Thanks everyone for the comments, the last thing I want to do is go in blind and fail, I'm sure I read that somewhere 95% of businesses that fail do so in the first six months.

One problem I've sometimes had is being impatient.

 I go down to the football every weekend, and shoot photographs, I posted some in the forums, and was asked to take some photos on the weekend for the club, and had them sent to the paper. I'm hoping my first work is published tomorrow. I'm starting to get people see my photos, and say "Hey your that guy....." I have taken some good shots so far considering my equipment. I have a 300mm 4.5-5.6 lens, and am using technique alone to get anything good out of my shots. I'm restricted to shots within 1/15th of the playing field. Its quite frustrating. I can't really see how I can make money from the shots I take due to the equipment being below par. Its nearly a waste of time doing the night games. I'm not sure how I can get better without better equipment, but I do understand borrowing money can be dangerous.
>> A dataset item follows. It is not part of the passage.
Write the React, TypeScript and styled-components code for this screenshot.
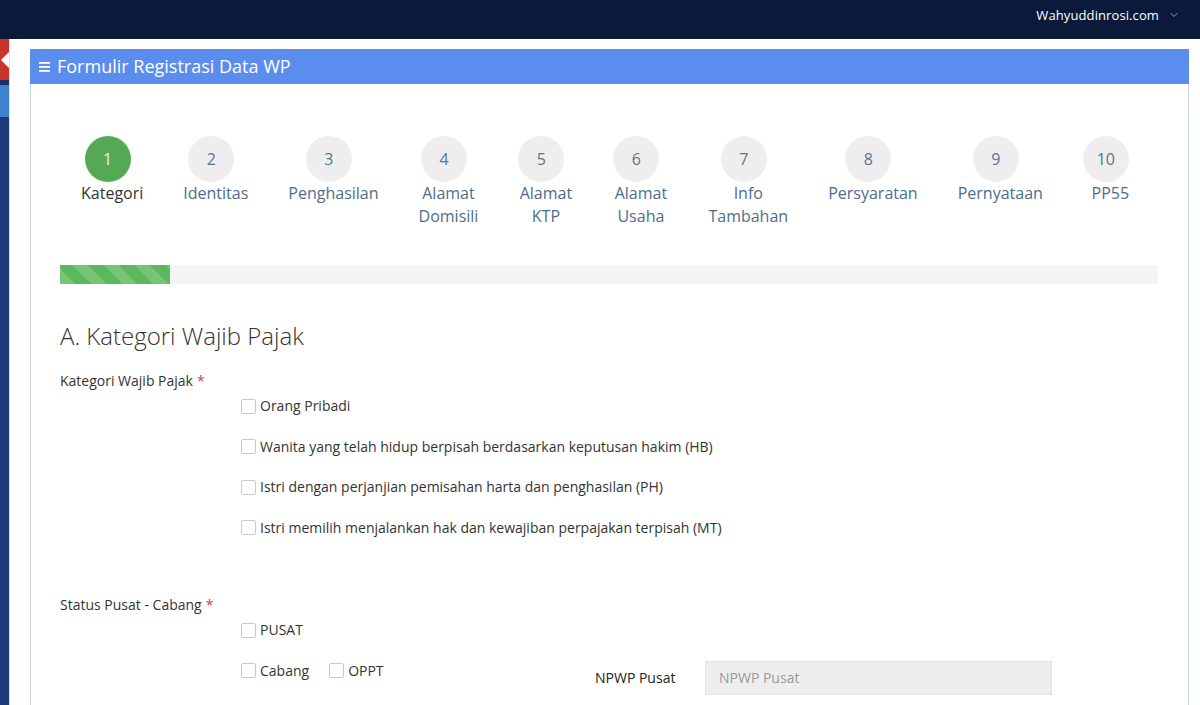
import React from 'react';
import styled, { createGlobalStyle } from 'styled-components';
import { ChevronDown } from 'lucide-react';

const GlobalStyle = createGlobalStyle`
  html, body {
    margin: 0;
    padding: 0;
    background: #fff;
    font-family: 'Open Sans', 'Noto Sans', sans-serif;
    color: #333;
    overflow: hidden;
  }
  * {
    box-sizing: border-box;
  }
`;

const Page = styled.div`
  width: 1200px;
  height: 705px;
  display: flex;
  flex-direction: column;
`;

const TopBar = styled.header`
  height: 39px;
  flex: none;
  background: #0b1a3a;
  display: flex;
  align-items: center;
  justify-content: flex-end;
  padding: 0 20px 10px 0;
  color: #fff;
  font-size: 13px;
  gap: 9px;
`;

const UserName = styled.span`
  letter-spacing: 0.1px;
`;

const Body = styled.div`
  flex: 1;
  display: flex;
  min-height: 0;
`;

const Sidebar = styled.aside`
  width: 10px;
  flex: none;
  display: flex;
  flex-direction: column;
  background: #1b3a80;
  border-right: 1px solid #d3e3f6;
`;

const SideToggle = styled.div`
  height: 41px;
  background: #c9342b;
  display: flex;
  align-items: center;
  justify-content: flex-end;
`;

const SideBlock = styled.div<{ $h: number; $bg: string }>`
  height: ${(p) => p.$h}px;
  background: ${(p) => p.$bg};
`;

const Main = styled.main`
  flex: 1;
  padding: 10px 11px 0 20px;
  min-width: 0;
`;

const Panel = styled.section`
  border: 1px solid #c7d5f2;
  border-bottom: none;
  height: 100%;
`;

const PanelHeader = styled.div`
  height: 35px;
  background: #5b8def;
  color: #fff;
  display: flex;
  align-items: center;
  gap: 6px;
  padding: 0 0 1px 9px;
  font-size: 18px;
  margin: -1px -1px 0;
`;

const PanelBody = styled.div`
  padding: 52px 30px 0 29px;
`;

const Steps = styled.div`
  display: flex;
  justify-content: space-between;
  padding: 0 20px 0 21px;
`;

const Step = styled.div`
  display: flex;
  flex-direction: column;
  align-items: center;
`;

const Circle = styled.div<{ $active?: boolean }>`
  width: 46px;
  height: 46px;
  border-radius: 50%;
  margin-right: 9px;
  display: flex;
  align-items: center;
  justify-content: center;
  font-size: 16px;
  background: ${(p) => (p.$active ? '#55a954' : '#eeeeee')};
  color: ${(p) => (p.$active ? '#e6f3e4' : '#587593')};
`;

const StepLabel = styled.div<{ $active?: boolean }>`
  font-size: 16px;
  line-height: 23px;
  text-align: center;
  color: ${(p) => (p.$active ? '#333' : '#4e6d8d')};
`;

const Progress = styled.div`
  margin-top: 37px;
  height: 19px;
  background: #f4f4f4;
`;

const ProgressFill = styled.div`
  height: 100%;
  background-color: #5cb85c;
  background-image: repeating-linear-gradient(
    45deg,
    rgba(255, 255, 255, 0.17) 0 11px,
    transparent 11px 22px
  );
`;

const Heading = styled.h2`
  margin: 39px 0 0;
  font-size: 24px;
  font-weight: 300;
  line-height: 26px;
  color: #333;
`;

const FieldLabel = styled.div<{ $top: number }>`
  margin-top: ${(p) => p.$top}px;
  font-size: 14px;
  line-height: 20px;
  color: #333;
`;

const Req = styled.span`
  color: #e0403a;
  margin-left: 4px;
`;

const Options = styled.div`
  padding-left: 181px;
  margin-top: 5px;
  display: flex;
  flex-direction: column;
  gap: 20.5px;
`;

const OptionRow = styled.div`
  display: flex;
  align-items: flex-start;
`;

const CheckGroup = styled.div<{ $w?: number }>`
  display: flex;
  gap: 20px;
  width: ${(p) => (p.$w ? `${p.$w}px` : 'auto')};
`;

const Check = styled.label`
  display: flex;
  align-items: center;
  gap: 4px;
  font-size: 14px;
  line-height: 20px;
  color: #333;
`;

const Box = styled.span`
  width: 15px;
  height: 15px;
  border: 1px solid #c9c9c9;
  border-radius: 2px;
  background: #fff;
`;

const InputLabel = styled.span`
  width: 110px;
  font-size: 14px;
  line-height: 34px;
  color: #222;
`;

const Input = styled.input`
  width: 347px;
  height: 34px;
  border: 1px solid #e2e2e2;
  background: #eeeeee;
  padding: 0 13px;
  font-family: inherit;
  font-size: 14px;
  color: #555;
  outline: none;
  &::placeholder {
    color: #9a9a9a;
  }
`;

const steps = [
  ['Kategori'],
  ['Identitas'],
  ['Penghasilan'],
  ['Alamat', 'Domisili'],
  ['Alamat', 'KTP'],
  ['Alamat', 'Usaha'],
  ['Info', 'Tambahan'],
  ['Persyaratan'],
  ['Pernyataan'],
  ['PP55'],
];

const kategori = [
  'Orang Pribadi',
  'Wanita yang telah hidup berpisah berdasarkan keputusan hakim (HB)',
  'Istri dengan perjanjian pemisahan harta dan penghasilan (PH)',
  'Istri memilih menjalankan hak dan kewajiban perpajakan terpisah (MT)',
];

const Checkbox = ({ label }: { label: string }) => (
  <Check>
    <Box />
    {label}
  </Check>
);

const App = () => {
  return (
    <Page>
      <GlobalStyle />
      <TopBar>
        <UserName>Wahyuddinrosi.com</UserName>
        <ChevronDown size={12} strokeWidth={1.5} color="#c9d0e0" />
      </TopBar>
      <Body>
        <Sidebar>
          <SideToggle>
            <svg width="8" height="16" viewBox="0 0 8 16">
              <polygon points="8,0 8,16 0,8" fill="#fff" />
            </svg>
          </SideToggle>
          <SideBlock $h={5} $bg="#172f6b" />
          <SideBlock $h={32} $bg="#3f80cf" />
        </Sidebar>
        <Main>
          <Panel>
            <PanelHeader>
              <svg width="12" height="11" viewBox="0 0 12 11">
                <rect x="0" y="1" width="11" height="1.8" fill="#fff" />
                <rect x="0" y="5" width="11" height="1.8" fill="#fff" />
                <rect x="0" y="9" width="11" height="1.8" fill="#fff" />
              </svg>
              Formulir Registrasi Data WP
            </PanelHeader>
            <PanelBody>
              <Steps>
                {steps.map((lines, i) => (
                  <Step key={i}>
                    <Circle $active={i === 0}>{i + 1}</Circle>
                    <StepLabel $active={i === 0}>
                      {lines.map((l) => (
                        <div key={l}>{l}</div>
                      ))}
                    </StepLabel>
                  </Step>
                ))}
              </Steps>

              <Progress>
                <ProgressFill style={{ width: '10%' }} />
              </Progress>

              <Heading>A. Kategori Wajib Pajak</Heading>

              <FieldLabel $top={22}>
                Kategori Wajib Pajak<Req>*</Req>
              </FieldLabel>
              <Options>
                {kategori.map((k) => (
                  <OptionRow key={k}>
                    <Checkbox label={k} />
                  </OptionRow>
                ))}
              </Options>

              <FieldLabel $top={57.5}>
                Status Pusat - Cabang<Req>*</Req>
              </FieldLabel>
              <Options>
                <OptionRow>
                  <Checkbox label="PUSAT" />
                </OptionRow>
                <OptionRow>
                  <CheckGroup $w={354}>
                    <Checkbox label="Cabang" />
                    <Checkbox label="OPPT" />
                  </CheckGroup>
                  <InputLabel>NPWP Pusat</InputLabel>
                  <Input placeholder="NPWP Pusat" readOnly />
                </OptionRow>
              </Options>
            </PanelBody>
          </Panel>
        </Main>
      </Body>
    </Page>
  );
};

export default App;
I also have a photoshoot coming up organized through a friend. They want their staff photographed, as a group and at their offices for the business. I don't have a business yet, so I was thinking about doing this to get some credit, and experience. Only problem is all I have in terms of equipment is a 18-55mm 3.5-4.5. 50mm 1.4 and a 70-300 4.5-5.6. I have no lighting setups. How do I go about looking professional with this limited equipment. I really need a 21mm 1.4 or something or at least a 17-55 2.8. So how do I go about making money with limited equipment?
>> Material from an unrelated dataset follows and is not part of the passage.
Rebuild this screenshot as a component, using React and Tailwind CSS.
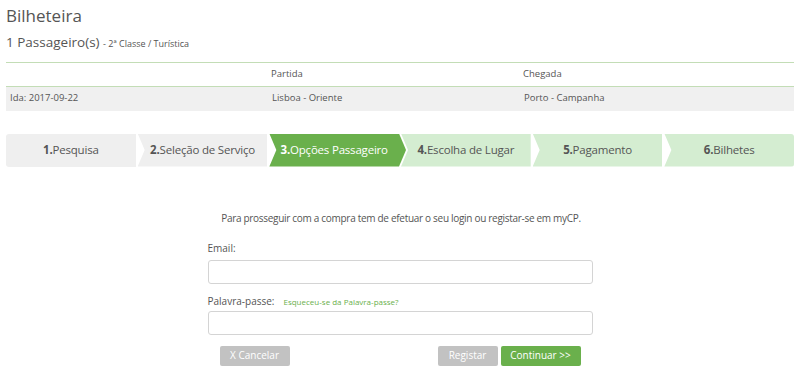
import React from "react";

const steps = [
  { n: "1.", label: "Pesquisa", state: "done" },
  { n: "2.", label: "Seleção de Serviço", state: "done" },
  { n: "3.", label: "Opções Passageiro", state: "active" },
  { n: "4.", label: "Escolha de Lugar", state: "todo" },
  { n: "5.", label: "Pagamento", state: "todo" },
  { n: "6.", label: "Bilhetes", state: "todo" },
];

function Step({ step, index }) {
  const first = index === 0;
  const last = index === steps.length - 1;
  const tone =
    step.state === "active"
      ? "bg-[#6ab04c] text-white"
      : step.state === "done"
      ? "bg-[#efefef] text-[#555]"
      : "bg-[#d4edd1] text-[#555]";
  return (
    <div className="relative flex-1">
      <div
        className={`h-[33px] flex items-center justify-center text-[11.5px] tracking-[-0.2px] ${tone} ${first ? "rounded-l-[3px]" : "[clip-path:polygon(0_0,100%_0,100%_100%,0_100%,7px_50%)]"} ${last ? "rounded-r-[3px]" : ""}`}
      >
        <span className="font-bold">{step.n}</span>
        <span>{step.label}</span>
      </div>
      {step.state === "active" && (
        <div className="absolute top-0 right-[-7px] w-[7px] h-[33px] bg-[#6ab04c] z-10 [clip-path:polygon(0_0,100%_50%,0_100%)]" />
      )}
    </div>
  );
}

export default function App() {
  return (
    <div className="w-[800px] h-[385px] bg-white text-[#555] font-['Open_Sans',sans-serif] px-[6px] overflow-hidden">
      <h1 className="text-[17px] leading-none pt-[7px] text-[#555]">Bilheteira</h1>
      <div className="mt-[12px] text-[13.5px] leading-none">
        1 Passageiro(s) <span className="text-[9px]">- 2ª Classe / Turística</span>
      </div>

      <div className="mt-[12px] border-t border-[#c3ddb6] text-[9.5px]">
        <div className="grid grid-cols-[261px_252px_1fr] h-[24px] items-center border-b border-[#c3ddb6]">
          <div />
          <div className="pl-[4px]">Partida</div>
          <div className="pl-[4px]">Chegada</div>
        </div>
        <div className="grid grid-cols-[261px_252px_1fr] h-[24px] items-center bg-[#f0f0f0]">
          <div className="pl-[4px]">Ida: 2017-09-22</div>
          <div className="pl-[5px]">Lisboa - Oriente</div>
          <div className="pl-[5px]">Porto - Campanha</div>
        </div>
      </div>

      <div className="mt-[23px] flex gap-[2px]">
        {steps.map((s, i) => (
          <Step key={s.n} step={s} index={i} />
        ))}
      </div>

      <p className="mt-[46px] text-center text-[10px] tracking-[-0.3px] leading-none pl-[2px]">
        Para prosseguir com a compra tem de efetuar o seu login ou registar-se em myCP.
      </p>

      <div className="w-[385px] mx-auto mt-[20px] text-[10px]">
        <label className="block leading-none">Email:</label>
        <input className="mt-[7px] block w-full h-[24px] border border-[#d4d4d4] rounded-[3px] bg-white" />

        <div className="mt-[12px] flex items-baseline leading-none">
          <span>Palavra-passe:</span>
          <span className="ml-[9px] text-[8px] text-[#6ab04c]">Esqueceu-se da Palavra-passe?</span>
        </div>
        <input type="password" className="mt-[5px] block w-full h-[24px] border border-[#d4d4d4] rounded-[3px] bg-white" />

        <div className="mt-[11px] flex items-center px-[12px]">
          <button className="h-[20px] w-[70px] bg-[#c2c2c2] text-white rounded-[2px] text-[10px]">X Cancelar</button>
          <div className="flex-1" />
          <button className="h-[20px] w-[60px] bg-[#c2c2c2] text-white rounded-[2px] text-[10px]">Registar</button>
          <button className="ml-[3px] h-[20px] w-[80px] bg-[#6ab04c] text-white rounded-[2px] text-[10px]">Continuar &gt;&gt;</button>
        </div>
      </div>
    </div>
  );
}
With the website I have one atm, I build through Jalbum, and edit the main page myself, although Ive been told by a number of people that it lacks punch and professionalism. I can't seem to get myself around the html code to build my own pages.


----------



## ukreal1 (May 13, 2008)

April, where did you 'get' your website, I am learning about this part of photography and want to get a websire asap, thanks for any info
Pam


----------